* **Code that builds pages**
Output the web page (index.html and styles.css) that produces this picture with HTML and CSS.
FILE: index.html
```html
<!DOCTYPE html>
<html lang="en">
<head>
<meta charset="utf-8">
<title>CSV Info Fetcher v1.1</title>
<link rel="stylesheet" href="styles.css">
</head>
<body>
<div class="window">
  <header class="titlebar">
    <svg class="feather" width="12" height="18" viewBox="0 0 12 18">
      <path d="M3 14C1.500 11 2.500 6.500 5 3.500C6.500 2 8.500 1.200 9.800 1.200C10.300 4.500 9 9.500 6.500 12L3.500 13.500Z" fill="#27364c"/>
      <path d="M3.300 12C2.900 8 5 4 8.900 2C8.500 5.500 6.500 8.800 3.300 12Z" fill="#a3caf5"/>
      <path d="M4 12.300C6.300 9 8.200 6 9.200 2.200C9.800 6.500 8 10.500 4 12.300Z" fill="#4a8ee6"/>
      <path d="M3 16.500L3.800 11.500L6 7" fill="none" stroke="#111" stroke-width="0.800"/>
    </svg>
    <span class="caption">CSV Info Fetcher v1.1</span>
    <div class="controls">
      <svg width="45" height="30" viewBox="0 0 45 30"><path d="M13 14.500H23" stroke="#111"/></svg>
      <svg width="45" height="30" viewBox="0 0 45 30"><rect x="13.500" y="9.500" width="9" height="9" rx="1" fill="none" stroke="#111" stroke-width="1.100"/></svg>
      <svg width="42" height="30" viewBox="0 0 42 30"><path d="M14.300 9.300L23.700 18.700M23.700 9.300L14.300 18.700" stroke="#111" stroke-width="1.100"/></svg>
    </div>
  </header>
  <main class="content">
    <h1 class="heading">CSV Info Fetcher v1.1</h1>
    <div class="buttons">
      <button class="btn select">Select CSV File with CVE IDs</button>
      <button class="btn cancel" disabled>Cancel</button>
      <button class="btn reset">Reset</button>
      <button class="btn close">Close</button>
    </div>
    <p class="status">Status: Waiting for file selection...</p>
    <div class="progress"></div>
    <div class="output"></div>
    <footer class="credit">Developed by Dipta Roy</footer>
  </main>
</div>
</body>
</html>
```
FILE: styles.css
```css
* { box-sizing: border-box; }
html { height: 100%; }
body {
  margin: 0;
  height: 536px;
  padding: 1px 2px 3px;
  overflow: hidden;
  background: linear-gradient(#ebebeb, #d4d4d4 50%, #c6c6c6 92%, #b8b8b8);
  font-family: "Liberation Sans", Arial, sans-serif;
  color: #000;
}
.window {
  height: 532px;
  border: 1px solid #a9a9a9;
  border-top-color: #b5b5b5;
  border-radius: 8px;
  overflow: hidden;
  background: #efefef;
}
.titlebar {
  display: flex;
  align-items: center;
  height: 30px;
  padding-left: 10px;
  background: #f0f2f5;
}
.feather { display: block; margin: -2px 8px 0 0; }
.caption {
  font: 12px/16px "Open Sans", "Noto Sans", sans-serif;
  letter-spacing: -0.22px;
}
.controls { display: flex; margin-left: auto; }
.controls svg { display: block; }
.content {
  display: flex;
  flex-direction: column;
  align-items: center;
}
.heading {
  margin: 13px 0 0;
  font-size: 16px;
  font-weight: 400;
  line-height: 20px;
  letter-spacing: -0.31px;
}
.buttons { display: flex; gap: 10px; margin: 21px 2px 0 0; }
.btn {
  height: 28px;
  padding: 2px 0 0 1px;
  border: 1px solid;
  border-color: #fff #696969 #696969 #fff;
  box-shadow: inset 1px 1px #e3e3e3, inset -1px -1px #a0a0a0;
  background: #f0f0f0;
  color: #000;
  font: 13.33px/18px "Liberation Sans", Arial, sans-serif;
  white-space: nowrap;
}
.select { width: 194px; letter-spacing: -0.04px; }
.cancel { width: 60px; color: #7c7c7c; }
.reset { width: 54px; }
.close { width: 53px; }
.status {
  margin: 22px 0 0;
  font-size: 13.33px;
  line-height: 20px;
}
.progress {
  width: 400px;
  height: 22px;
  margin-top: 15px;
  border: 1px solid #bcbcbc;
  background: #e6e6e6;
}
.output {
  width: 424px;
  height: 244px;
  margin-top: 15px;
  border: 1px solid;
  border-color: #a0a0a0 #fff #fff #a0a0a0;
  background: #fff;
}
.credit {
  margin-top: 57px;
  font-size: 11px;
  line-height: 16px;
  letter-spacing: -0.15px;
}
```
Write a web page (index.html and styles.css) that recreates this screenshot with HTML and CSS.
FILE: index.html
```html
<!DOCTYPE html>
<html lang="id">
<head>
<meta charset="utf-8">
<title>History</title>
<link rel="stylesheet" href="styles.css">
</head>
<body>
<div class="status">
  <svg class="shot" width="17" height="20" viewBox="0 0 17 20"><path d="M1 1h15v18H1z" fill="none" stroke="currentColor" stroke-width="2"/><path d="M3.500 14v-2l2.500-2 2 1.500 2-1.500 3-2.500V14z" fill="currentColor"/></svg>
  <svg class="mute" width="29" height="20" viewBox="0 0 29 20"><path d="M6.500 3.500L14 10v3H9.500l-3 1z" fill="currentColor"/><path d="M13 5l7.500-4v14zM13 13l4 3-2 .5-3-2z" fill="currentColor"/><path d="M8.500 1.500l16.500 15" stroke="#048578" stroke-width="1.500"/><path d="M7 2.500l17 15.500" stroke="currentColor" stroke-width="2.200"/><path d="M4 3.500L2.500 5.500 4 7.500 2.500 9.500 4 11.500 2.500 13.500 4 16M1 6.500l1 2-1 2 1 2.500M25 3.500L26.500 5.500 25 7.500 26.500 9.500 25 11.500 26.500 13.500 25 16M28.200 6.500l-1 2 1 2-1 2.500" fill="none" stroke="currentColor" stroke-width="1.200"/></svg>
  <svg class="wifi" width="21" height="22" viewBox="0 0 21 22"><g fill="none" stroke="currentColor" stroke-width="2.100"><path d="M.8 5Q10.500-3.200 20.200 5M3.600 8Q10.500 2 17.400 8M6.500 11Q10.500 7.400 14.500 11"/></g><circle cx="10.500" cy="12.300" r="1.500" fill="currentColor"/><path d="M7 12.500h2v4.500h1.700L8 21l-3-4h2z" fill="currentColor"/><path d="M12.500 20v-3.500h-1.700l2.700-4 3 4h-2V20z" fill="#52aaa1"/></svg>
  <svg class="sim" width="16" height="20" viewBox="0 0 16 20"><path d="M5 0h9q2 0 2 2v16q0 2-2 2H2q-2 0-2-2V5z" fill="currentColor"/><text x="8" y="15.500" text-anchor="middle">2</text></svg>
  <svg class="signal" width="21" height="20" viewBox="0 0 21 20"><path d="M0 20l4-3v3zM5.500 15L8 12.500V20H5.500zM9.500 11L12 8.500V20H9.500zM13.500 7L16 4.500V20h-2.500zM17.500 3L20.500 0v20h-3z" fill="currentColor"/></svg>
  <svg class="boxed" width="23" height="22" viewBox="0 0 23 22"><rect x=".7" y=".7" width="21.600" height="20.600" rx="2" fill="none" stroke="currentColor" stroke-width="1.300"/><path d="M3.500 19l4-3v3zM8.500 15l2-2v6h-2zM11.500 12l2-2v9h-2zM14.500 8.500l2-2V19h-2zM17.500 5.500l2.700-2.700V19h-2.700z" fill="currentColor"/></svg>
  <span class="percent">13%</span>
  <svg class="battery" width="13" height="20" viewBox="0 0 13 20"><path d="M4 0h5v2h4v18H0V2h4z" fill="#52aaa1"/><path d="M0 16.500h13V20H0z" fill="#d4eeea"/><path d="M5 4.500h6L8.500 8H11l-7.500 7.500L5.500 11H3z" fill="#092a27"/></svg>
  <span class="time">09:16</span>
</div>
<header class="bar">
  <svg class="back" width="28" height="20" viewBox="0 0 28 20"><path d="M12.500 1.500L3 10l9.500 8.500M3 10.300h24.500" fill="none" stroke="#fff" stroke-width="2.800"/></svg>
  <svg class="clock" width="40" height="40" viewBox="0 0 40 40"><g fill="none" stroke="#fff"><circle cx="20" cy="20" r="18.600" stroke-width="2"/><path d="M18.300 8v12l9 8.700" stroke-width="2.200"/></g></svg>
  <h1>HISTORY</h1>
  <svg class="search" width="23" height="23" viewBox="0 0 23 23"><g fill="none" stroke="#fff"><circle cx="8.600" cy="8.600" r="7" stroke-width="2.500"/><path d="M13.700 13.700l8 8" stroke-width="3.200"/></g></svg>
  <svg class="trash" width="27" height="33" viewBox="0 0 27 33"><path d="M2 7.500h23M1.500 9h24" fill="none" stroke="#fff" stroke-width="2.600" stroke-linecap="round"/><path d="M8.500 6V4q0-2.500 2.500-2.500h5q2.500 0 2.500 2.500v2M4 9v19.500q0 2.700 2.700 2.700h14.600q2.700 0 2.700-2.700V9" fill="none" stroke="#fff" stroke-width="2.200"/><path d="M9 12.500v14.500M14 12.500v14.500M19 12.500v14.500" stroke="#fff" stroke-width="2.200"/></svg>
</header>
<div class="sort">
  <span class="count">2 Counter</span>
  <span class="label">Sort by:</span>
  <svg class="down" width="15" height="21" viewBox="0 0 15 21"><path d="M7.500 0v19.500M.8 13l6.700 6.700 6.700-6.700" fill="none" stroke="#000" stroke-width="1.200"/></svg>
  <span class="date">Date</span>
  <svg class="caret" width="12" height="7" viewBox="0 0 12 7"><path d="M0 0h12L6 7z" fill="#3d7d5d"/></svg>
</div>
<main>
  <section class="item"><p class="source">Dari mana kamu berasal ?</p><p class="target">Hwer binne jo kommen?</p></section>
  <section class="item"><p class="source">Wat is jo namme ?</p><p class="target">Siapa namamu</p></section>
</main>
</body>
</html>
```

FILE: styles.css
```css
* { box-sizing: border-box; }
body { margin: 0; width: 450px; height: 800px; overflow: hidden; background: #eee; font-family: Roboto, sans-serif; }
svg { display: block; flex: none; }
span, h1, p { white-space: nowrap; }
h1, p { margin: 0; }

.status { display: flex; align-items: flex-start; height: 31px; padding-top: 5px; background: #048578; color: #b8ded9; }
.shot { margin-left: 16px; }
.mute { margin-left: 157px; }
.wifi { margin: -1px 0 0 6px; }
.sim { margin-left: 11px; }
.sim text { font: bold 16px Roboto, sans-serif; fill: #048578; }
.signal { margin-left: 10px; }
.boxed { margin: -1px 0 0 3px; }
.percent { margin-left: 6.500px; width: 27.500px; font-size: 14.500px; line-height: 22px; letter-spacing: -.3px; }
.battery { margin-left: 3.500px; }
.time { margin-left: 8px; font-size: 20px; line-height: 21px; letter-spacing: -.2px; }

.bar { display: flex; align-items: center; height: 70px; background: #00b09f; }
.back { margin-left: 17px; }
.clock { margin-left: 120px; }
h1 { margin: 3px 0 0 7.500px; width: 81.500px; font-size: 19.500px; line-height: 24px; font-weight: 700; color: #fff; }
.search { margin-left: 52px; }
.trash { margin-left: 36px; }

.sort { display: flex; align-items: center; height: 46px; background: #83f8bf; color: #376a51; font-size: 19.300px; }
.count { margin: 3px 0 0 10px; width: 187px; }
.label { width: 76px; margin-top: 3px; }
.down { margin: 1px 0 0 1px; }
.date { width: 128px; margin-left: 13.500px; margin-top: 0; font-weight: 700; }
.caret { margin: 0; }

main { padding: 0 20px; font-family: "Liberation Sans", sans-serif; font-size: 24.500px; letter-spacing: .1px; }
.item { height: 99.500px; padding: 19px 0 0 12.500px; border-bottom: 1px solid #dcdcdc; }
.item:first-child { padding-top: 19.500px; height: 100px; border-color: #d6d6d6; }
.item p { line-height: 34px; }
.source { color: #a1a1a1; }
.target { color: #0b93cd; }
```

* **TASK DIRECTIONS**
Select every line in the records above that contains the word "with".

* **RESPONSE TO THE EXERCISE**
Output the web page (index.html and styles.css) that produces this picture with HTML and CSS.
      <button class="btn select">Select CSV File with CVE IDs</button>
Write a web page (index.html and styles.css) that recreates this screenshot with HTML and CSS.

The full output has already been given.